**What needs to be done:**
Copy each line with the word "page" in it.

**Records:**
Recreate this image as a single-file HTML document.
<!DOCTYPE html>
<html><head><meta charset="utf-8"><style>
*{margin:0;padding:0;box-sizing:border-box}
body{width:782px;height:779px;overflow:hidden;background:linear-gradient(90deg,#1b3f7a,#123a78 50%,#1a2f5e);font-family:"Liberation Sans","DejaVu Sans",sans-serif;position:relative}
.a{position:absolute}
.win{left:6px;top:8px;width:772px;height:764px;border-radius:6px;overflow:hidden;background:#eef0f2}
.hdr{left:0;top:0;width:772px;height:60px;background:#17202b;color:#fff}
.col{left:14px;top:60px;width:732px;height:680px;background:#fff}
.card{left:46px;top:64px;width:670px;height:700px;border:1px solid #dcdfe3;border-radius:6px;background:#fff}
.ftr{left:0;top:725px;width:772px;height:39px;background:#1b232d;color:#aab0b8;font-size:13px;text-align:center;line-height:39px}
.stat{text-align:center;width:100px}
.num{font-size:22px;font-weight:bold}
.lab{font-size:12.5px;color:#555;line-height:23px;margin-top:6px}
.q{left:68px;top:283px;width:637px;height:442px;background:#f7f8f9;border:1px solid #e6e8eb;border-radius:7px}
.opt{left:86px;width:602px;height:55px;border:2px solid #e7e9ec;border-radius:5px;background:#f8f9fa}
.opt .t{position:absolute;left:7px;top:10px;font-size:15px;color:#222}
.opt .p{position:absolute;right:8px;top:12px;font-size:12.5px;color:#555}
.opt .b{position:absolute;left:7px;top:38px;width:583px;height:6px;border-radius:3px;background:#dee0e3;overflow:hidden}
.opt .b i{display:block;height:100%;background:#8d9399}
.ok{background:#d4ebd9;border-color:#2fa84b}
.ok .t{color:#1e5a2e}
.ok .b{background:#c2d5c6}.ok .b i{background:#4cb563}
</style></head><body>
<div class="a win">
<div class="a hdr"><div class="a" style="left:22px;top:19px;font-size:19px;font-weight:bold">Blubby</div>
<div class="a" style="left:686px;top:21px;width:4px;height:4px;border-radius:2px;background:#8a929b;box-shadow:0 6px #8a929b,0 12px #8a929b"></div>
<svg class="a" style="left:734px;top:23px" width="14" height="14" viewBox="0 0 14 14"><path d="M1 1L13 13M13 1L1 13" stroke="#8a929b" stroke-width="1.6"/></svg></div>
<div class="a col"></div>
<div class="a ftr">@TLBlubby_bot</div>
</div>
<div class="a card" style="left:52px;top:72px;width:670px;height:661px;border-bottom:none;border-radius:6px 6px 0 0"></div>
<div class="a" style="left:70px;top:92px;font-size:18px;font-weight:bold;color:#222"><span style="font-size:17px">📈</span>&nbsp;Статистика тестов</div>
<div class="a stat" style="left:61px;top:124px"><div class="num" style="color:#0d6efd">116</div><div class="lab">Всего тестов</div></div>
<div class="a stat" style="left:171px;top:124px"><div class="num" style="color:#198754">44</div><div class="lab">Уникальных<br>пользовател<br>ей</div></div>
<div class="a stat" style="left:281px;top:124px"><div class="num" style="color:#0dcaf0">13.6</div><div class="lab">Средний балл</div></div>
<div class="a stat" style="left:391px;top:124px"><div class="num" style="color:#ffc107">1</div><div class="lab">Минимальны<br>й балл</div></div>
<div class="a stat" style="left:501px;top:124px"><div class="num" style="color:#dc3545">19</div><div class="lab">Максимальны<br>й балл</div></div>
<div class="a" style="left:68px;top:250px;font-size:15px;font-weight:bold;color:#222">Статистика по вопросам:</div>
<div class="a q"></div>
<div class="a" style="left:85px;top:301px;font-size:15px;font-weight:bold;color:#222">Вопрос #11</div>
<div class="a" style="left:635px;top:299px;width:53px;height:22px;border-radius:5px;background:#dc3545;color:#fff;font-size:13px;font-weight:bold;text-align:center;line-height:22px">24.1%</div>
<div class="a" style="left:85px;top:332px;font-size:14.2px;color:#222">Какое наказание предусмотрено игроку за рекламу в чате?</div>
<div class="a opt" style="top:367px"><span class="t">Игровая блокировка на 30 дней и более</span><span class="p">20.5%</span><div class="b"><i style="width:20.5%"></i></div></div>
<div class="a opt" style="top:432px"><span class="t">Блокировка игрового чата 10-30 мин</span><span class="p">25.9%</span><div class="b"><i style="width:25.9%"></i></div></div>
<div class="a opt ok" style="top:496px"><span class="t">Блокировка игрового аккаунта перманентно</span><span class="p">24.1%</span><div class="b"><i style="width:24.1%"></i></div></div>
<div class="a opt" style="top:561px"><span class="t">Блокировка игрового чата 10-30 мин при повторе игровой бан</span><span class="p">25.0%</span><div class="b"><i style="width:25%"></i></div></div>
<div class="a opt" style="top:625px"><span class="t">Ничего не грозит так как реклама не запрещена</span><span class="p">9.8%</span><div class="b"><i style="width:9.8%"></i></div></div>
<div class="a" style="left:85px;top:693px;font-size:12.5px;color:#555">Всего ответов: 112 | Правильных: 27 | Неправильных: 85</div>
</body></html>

---

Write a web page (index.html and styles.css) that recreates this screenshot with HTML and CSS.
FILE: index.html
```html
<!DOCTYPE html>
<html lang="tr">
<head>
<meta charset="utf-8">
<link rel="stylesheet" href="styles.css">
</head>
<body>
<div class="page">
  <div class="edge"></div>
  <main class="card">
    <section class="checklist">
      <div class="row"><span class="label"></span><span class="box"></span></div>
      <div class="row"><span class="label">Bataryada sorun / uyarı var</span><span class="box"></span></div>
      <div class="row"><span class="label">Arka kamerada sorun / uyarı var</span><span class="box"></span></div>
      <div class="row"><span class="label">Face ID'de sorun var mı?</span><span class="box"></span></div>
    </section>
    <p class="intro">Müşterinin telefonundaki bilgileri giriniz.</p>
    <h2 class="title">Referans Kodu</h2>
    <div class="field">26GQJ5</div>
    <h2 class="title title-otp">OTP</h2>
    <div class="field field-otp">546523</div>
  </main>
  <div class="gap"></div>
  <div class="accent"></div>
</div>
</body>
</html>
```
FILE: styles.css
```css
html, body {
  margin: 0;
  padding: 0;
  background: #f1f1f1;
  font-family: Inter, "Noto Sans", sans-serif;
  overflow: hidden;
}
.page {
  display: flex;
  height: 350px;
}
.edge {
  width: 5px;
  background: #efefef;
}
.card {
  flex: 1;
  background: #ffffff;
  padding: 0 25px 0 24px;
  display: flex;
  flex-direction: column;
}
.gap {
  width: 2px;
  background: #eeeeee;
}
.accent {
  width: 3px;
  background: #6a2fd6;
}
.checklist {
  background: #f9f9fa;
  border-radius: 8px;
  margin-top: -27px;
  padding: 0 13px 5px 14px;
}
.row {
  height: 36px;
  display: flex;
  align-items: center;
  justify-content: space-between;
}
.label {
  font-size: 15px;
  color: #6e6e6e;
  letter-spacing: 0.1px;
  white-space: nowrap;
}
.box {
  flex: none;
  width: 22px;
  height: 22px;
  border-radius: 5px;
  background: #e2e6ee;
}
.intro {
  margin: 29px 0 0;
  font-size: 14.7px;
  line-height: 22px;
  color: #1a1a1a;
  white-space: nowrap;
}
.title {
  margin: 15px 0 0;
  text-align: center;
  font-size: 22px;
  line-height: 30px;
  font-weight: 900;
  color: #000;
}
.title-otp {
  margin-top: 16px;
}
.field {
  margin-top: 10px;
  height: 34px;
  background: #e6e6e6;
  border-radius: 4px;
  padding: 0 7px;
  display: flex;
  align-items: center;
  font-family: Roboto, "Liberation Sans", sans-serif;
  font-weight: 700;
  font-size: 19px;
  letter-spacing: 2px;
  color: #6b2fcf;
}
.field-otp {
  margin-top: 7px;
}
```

**Answer for this exercise:**
Write a web page (index.html and styles.css) that recreates this screenshot with HTML and CSS.
<div class="page">
.page {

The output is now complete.